WORK INSTRUCTIONS
Show each line that has the string "React" in it.

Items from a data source
※ ※ ※
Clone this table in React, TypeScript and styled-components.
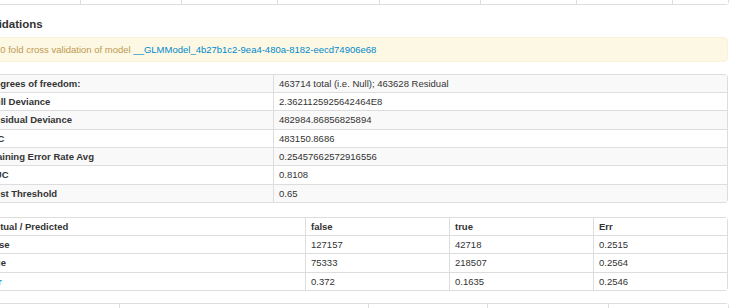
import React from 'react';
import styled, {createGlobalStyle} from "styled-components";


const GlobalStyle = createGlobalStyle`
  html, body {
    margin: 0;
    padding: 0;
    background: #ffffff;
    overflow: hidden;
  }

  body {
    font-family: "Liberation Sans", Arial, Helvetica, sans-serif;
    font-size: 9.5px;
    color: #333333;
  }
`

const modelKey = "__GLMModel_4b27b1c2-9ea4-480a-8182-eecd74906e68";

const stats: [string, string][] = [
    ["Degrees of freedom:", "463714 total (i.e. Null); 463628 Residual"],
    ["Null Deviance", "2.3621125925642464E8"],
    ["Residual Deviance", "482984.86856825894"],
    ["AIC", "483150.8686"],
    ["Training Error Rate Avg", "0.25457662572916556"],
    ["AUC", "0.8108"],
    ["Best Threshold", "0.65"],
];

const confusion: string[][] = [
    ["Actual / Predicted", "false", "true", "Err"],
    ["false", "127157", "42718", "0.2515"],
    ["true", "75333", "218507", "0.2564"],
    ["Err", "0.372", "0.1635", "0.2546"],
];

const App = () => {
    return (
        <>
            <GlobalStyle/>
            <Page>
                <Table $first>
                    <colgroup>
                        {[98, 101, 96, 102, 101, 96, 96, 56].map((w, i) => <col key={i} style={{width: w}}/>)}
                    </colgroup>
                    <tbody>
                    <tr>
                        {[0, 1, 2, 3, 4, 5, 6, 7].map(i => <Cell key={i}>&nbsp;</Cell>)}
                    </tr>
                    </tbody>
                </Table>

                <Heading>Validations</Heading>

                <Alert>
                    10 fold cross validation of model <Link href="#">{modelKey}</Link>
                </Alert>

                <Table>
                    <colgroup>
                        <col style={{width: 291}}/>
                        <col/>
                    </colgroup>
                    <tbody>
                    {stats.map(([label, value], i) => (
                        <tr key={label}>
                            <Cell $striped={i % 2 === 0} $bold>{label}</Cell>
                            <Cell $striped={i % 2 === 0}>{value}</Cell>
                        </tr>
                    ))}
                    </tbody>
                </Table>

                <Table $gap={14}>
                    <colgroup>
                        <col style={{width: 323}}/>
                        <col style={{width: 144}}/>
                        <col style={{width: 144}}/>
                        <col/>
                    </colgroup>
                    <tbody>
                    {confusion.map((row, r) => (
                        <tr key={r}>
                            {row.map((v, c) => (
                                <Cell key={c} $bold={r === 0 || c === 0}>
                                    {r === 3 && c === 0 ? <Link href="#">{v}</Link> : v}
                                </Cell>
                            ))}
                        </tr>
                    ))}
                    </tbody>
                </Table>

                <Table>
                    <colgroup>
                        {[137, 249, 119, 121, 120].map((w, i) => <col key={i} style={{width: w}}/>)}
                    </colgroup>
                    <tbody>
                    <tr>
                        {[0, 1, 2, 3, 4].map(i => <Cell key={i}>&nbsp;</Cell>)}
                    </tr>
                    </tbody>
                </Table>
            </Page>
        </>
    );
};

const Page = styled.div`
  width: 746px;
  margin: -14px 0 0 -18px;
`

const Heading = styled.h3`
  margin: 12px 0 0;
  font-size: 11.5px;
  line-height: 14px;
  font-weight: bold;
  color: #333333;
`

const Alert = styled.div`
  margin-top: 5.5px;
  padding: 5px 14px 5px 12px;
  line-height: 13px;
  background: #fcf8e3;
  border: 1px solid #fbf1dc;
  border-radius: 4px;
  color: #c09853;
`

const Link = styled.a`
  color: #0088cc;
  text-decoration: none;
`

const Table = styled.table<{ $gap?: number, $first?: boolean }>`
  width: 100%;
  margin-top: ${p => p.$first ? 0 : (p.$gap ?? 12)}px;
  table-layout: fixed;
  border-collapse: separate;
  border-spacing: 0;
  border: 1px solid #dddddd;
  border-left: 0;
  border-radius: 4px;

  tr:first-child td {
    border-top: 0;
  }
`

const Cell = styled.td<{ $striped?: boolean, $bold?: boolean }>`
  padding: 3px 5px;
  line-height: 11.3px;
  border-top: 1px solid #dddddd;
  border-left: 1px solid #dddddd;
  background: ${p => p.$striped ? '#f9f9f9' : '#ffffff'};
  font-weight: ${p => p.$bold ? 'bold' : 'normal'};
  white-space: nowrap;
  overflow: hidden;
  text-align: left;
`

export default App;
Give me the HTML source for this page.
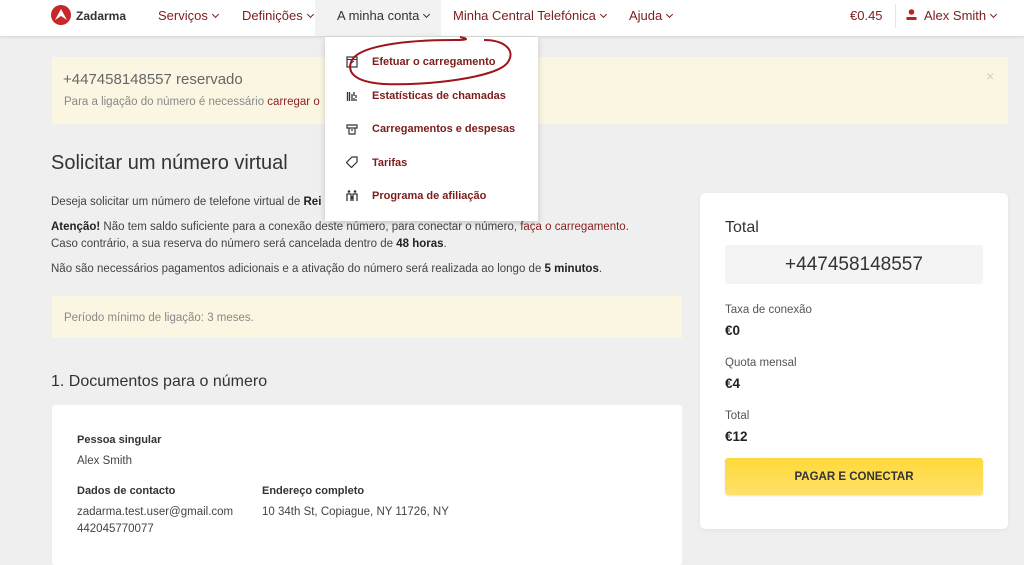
※ ※ ※
CORRECT OUTPUT
Clone this table in React, TypeScript and styled-components.
import React from 'react';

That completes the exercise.